La storia del cammello che piange

4/06/2005. Registi, Sceneggiatura: Byambasuren Davaa, Luigi Falorni. Interpreti: Uuganbaatar Ikhbayar, Odgerel Ayusch, Janchiv Ayurzana, Enkhbulgan Ikhbayar. 90 m. Germania, Mongolia. 2003. Giovani.

Commuovere attraverso un cammello. Questa la principale sfida, vinta da La storia del cammello che piange, premiata produzione assurta a documentario europeo capace dei maggiori incassi degli ultimi anni. Ambientato nel Deserto del Gobi, in Mongolia, ritrae le peripezie quotidiane di una numerosa famiglia di nomadi durante il periodo del parto dei cammelli. Le loro esistenze interrompono la monotonia quotidiana, quando una delle cammelle partorisce un cucciolo di cammello, che respinge da sé in quanto nato albino. Tutti elargiscono opere e preghiera per risolvere una situazione così delicata.

Talora sembra difficile sopportare il minimalismo visivo e drammatico imposto da Byambasuren Davaa e Luigi Falorni, lei mongola, lui italiano, entrambi trentatreenni ammiratori di Robert Flaherty (Nanuk l’eschimese), studenti della Scuola di Cinema di Monaco, dove si sono conosciuti. Una certa lentezza, la si deve in parte al copione, molto sintetico, e inizialmente previsto per tv. In tal senso, sarebbe stato meglio indugiare di più sulle differenze generazionali della famiglia protagonista e sul viaggio dei due fratelli in città.

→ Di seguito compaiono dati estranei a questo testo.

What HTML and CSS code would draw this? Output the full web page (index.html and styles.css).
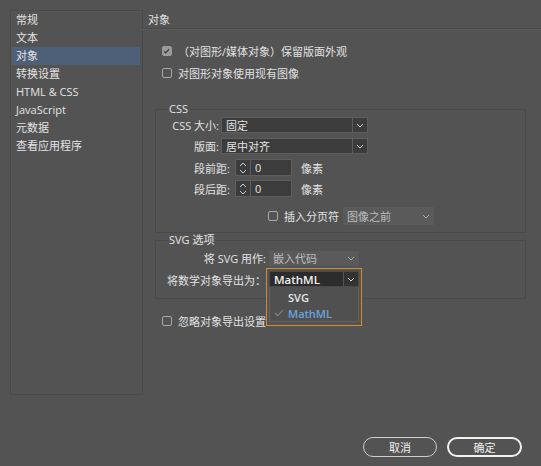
FILE: index.html
```html
<!DOCTYPE html>
<html lang="zh-CN">
<head>
<meta charset="utf-8">
<title>导出选项</title>
<link rel="stylesheet" href="styles.css">
</head>
<body>
<div class="dialog">
  <div class="main">
    <nav class="sidebar">
      <div class="nav-item">常规</div>
      <div class="nav-item">文本</div>
      <div class="nav-item active">对象</div>
      <div class="nav-item">转换设置</div>
      <div class="nav-item">HTML &amp; CSS</div>
      <div class="nav-item">JavaScript</div>
      <div class="nav-item">元数据</div>
      <div class="nav-item">查看应用程序</div>
    </nav>
    <section class="content">
      <div class="title">对象</div>
      <div class="checks">
        <label class="check"><span class="box checked"><svg viewBox="0 0 10 10" width="10" height="10"><path d="M2.3 5.2 L4.2 7.1 L7.8 2.9" fill="none" stroke="#3a3a3a" stroke-width="1.4"/></svg></span>（对图形/媒体对象）保留版面外观</label>
        <label class="check"><span class="box"></span>对图形对象使用现有图像</label>
      </div>

      <fieldset class="group css-group">
        <legend>CSS</legend>
        <div class="row r-select">
          <span class="lbl w1">CSS 大小:</span>
          <div class="select dark wide"><span class="val">固定</span><span class="chev"><svg viewBox="0 0 8 5" width="8" height="5"><path d="M1 1 L4 4 L7 1" fill="none" stroke="#cfcfcf" stroke-width="1"/></svg></span></div>
        </div>
        <div class="row r-select">
          <span class="lbl w1">版面:</span>
          <div class="select dark wide"><span class="val">居中对齐</span><span class="chev"><svg viewBox="0 0 8 5" width="8" height="5"><path d="M1 1 L4 4 L7 1" fill="none" stroke="#cfcfcf" stroke-width="1"/></svg></span></div>
        </div>
        <div class="row r-spin">
          <span class="lbl w2">段前距:</span>
          <div class="spinner"><span class="arrows"><svg viewBox="0 0 10 14" width="10" height="14"><path d="M2 5 L5 2 L8 5 M2 9 L5 12 L8 9" fill="none" stroke="#cfcfcf" stroke-width="1"/></svg></span><span class="num">0</span></div>
          <span class="unit">像素</span>
        </div>
        <div class="row r-spin">
          <span class="lbl w2">段后距:</span>
          <div class="spinner"><span class="arrows"><svg viewBox="0 0 10 14" width="10" height="14"><path d="M2 5 L5 2 L8 5 M2 9 L5 12 L8 9" fill="none" stroke="#cfcfcf" stroke-width="1"/></svg></span><span class="num">0</span></div>
          <span class="unit">像素</span>
        </div>
        <div class="row r-break">
          <label class="check"><span class="box"></span>插入分页符</label>
          <div class="select flat break-sel"><span class="val">图像之前</span><span class="chev"><svg viewBox="0 0 8 5" width="8" height="5"><path d="M1 1 L4 4 L7 1" fill="none" stroke="#a8a8a8" stroke-width="1"/></svg></span></div>
        </div>
      </fieldset>

      <fieldset class="group svg-group">
        <legend>SVG 选项</legend>
        <div class="row r-svg">
          <span class="lbl w3">将 SVG 用作:</span>
          <div class="select flat svg-sel"><span class="val">嵌入代码</span><span class="chev"><svg viewBox="0 0 8 5" width="8" height="5"><path d="M1 1 L4 4 L7 1" fill="none" stroke="#a8a8a8" stroke-width="1"/></svg></span></div>
        </div>
        <div class="row r-math">
          <span class="lbl w3">将数学对象导出为：</span>
          <div class="popup">
            <div class="select math"><span class="val">MathML</span><span class="chev"><svg viewBox="0 0 8 5" width="8" height="5"><path d="M1 1 L4 4 L7 1" fill="none" stroke="#dcdcdc" stroke-width="1"/></svg></span></div>
            <ul class="menu">
              <li class="opt"><span class="tick"></span>SVG</li>
              <li class="opt sel"><span class="tick"><svg viewBox="0 0 10 8" width="10" height="8"><path d="M1 4 L3.8 6.8 L9 1" fill="none" stroke="#8a8a8a" stroke-width="1.1"/></svg></span>MathML</li>
            </ul>
          </div>
        </div>
      </fieldset>

      <div class="checks ignore">
        <label class="check"><span class="box"></span>忽略对象导出设置</label>
      </div>
    </section>
  </div>
  <div class="buttons">
    <button class="btn">取消</button>
    <button class="btn primary">确定</button>
  </div>
</div>
</body>
</html>
```

FILE: styles.css
```css
* { box-sizing: border-box; }
html, body { margin: 0; padding: 0; }
body {
  width: 541px;
  height: 466px;
  background: #535353;
  color: #e2e2e2;
  font-family: "Open Sans", "Noto Sans CJK SC", sans-serif;
  font-size: 11px;
  overflow: hidden;
}
.dialog {
  display: flex;
  flex-direction: column;
  height: 466px;
}
.main {
  display: flex;
  align-items: flex-start;
  padding: 10px 0 0 10px;
}
.sidebar {
  width: 133px;
  height: 385px;
  border: 1px solid #4a4a4a;
  box-shadow: inset 1px 1px 0 #575757;
  padding: 0 2px 0 1px;
}
.nav-item {
  height: 18px;
  line-height: 18px;
  padding-left: 4px;
  color: #e4e4e4;
  white-space: nowrap;
}
.nav-item.active { background: #4e6077; }
.content {
  flex: 1;
  display: flex;
  flex-direction: column;
  margin-left: -2px;
}
.title {
  height: 19px;
  line-height: 19px;
  padding-left: 7px;
  border-bottom: 1px solid #4a4a4a;
  box-shadow: 0 1px 0 #5a5a5a;
}
.checks {
  display: flex;
  flex-direction: column;
  gap: 4px;
  padding: 13px 0 0 21px;
}
.check {
  display: flex;
  align-items: center;
  height: 18px;
  white-space: nowrap;
}
.box {
  width: 10px;
  height: 10px;
  border: 1px solid #a9a9a9;
  border-radius: 2px;
  margin-right: 6px;
  display: inline-flex;
  flex: none;
}
.box.checked {
  background: #9a9a9a;
  border-color: #9a9a9a;
}
.box.checked svg { margin: -1px 0 0 -1px; }

.group {
  margin: 0 15px 0 14px;
  padding: 0;
  border: 1px solid #4a4a4a;
  min-width: 0;
}
.group legend {
  padding: 0 2px;
  margin-left: 11px;
  line-height: 14px;
  color: #e4e4e4;
}
.css-group {
  margin-top: 20px;
  height: 131px;
  padding: 1px 0 0 0;
}
.row {
  display: flex;
  align-items: center;
  white-space: nowrap;
}
.lbl { text-align: right; flex: none; }
.w1 { width: 63px; margin-right: 2px; }
.w2 { width: 74px; margin-right: 5px; }
.w3 { width: 110px; margin-right: 3px; }

.r-select { height: 16px; margin-bottom: 5px; }
.select {
  display: flex;
  align-items: center;
  height: 16px;
}
.select .val { flex: 1; padding-left: 4px; }
.select .chev {
  width: 15px;
  height: 100%;
  display: flex;
  align-items: center;
  justify-content: center;
}
.select.dark {
  background: #3c3c3c;
  border: 1px solid #5e5e5e;
}
.select.dark .chev { border-left: 1px solid #5e5e5e; }
.wide { width: 147px; }

.r-spin { height: 17px; margin-bottom: 4px; }
.spinner {
  display: flex;
  width: 57px;
  height: 17px;
  border: 1px solid #5e5e5e;
  background: #3c3c3c;
}
.spinner .arrows {
  width: 15px;
  border-right: 1px solid #5e5e5e;
  display: flex;
  align-items: center;
  justify-content: center;
}
.spinner .num { padding-left: 4px; line-height: 15px; }
.unit { margin-left: 9px; }

.r-break { height: 18px; margin-top: 10px; padding-left: 112px; }
.r-break .check { margin-right: 4px; }
.flat {
  background: #5a5a5a;
  color: #bdbdbd;
}
.flat .chev { width: 16px; }
.break-sel { width: 91px; height: 18px; }

.svg-group {
  margin-top: 0;
  height: 66px;
  padding: 3px 0 0 0;
}
.r-svg { height: 16px; margin-bottom: 6px; }
.svg-sel { width: 90px; height: 15px; }
.r-math { height: 16px; position: relative; }
.popup {
  position: absolute;
  left: 110px;
  top: -4px;
  width: 96px;
  height: 58px;
  border: 1.5px solid #d38b2f;
  background: #535353;
  padding: 2px;
  z-index: 2;
}
.select.math {
  background: #2c2c2c;
  border: 1px solid #4a4a4a;
  color: #f2f2f2;
  font-weight: 600;
  font-size: 11.5px;
}
.select.math .chev { border-left: 1px solid #555; background: #333; }
.menu {
  list-style: none;
  margin: 0;
  padding: 2px 0 0 0;
  border: 1px solid #626262;
  border-top: none;
  background: #505050;
  height: 35px;
}
.opt {
  display: flex;
  align-items: center;
  height: 16px;
  color: #e6e6e6;
  font-weight: 600;
}
.opt .tick {
  width: 18px;
  display: flex;
  justify-content: center;
}
.opt.sel { color: #6aa4dc; }

.ignore { padding-top: 13px; }

.buttons {
  margin-top: auto;
  display: flex;
  justify-content: flex-end;
  gap: 10px;
  padding: 0 19px 9px 0;
}
.btn {
  width: 74px;
  height: 20px;
  border-radius: 10px;
  border: 1px solid #cfcfcf;
  background: transparent;
  color: #f0f0f0;
  font-family: "Open Sans", "Noto Sans CJK SC", sans-serif;
  font-size: 11px;
  padding: 0;
}
.btn.primary {
  width: 75px;
  border: 2px solid #f2f2f2;
}
```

Comunque, i bellissimi paesaggi sono stati fotografati con grande perizia dallo stesso Falorni. Inoltre, tra frequenti battute umoristiche, tutti gli attori non professionisti appaiono all’altezza del loro ruolo. Il copione include momenti di forte lirismo e sottili riferimenti all’attualità, dove ancestrali tradizioni mongole stanno per essere soppiantate dalle nuove tecnologie del consumismo edonista. Il film esalta in modo esplicito la famiglia unita e le profonde convinzioni religiose dei personaggi. Jerónimo José Martín. ACEPRENSA.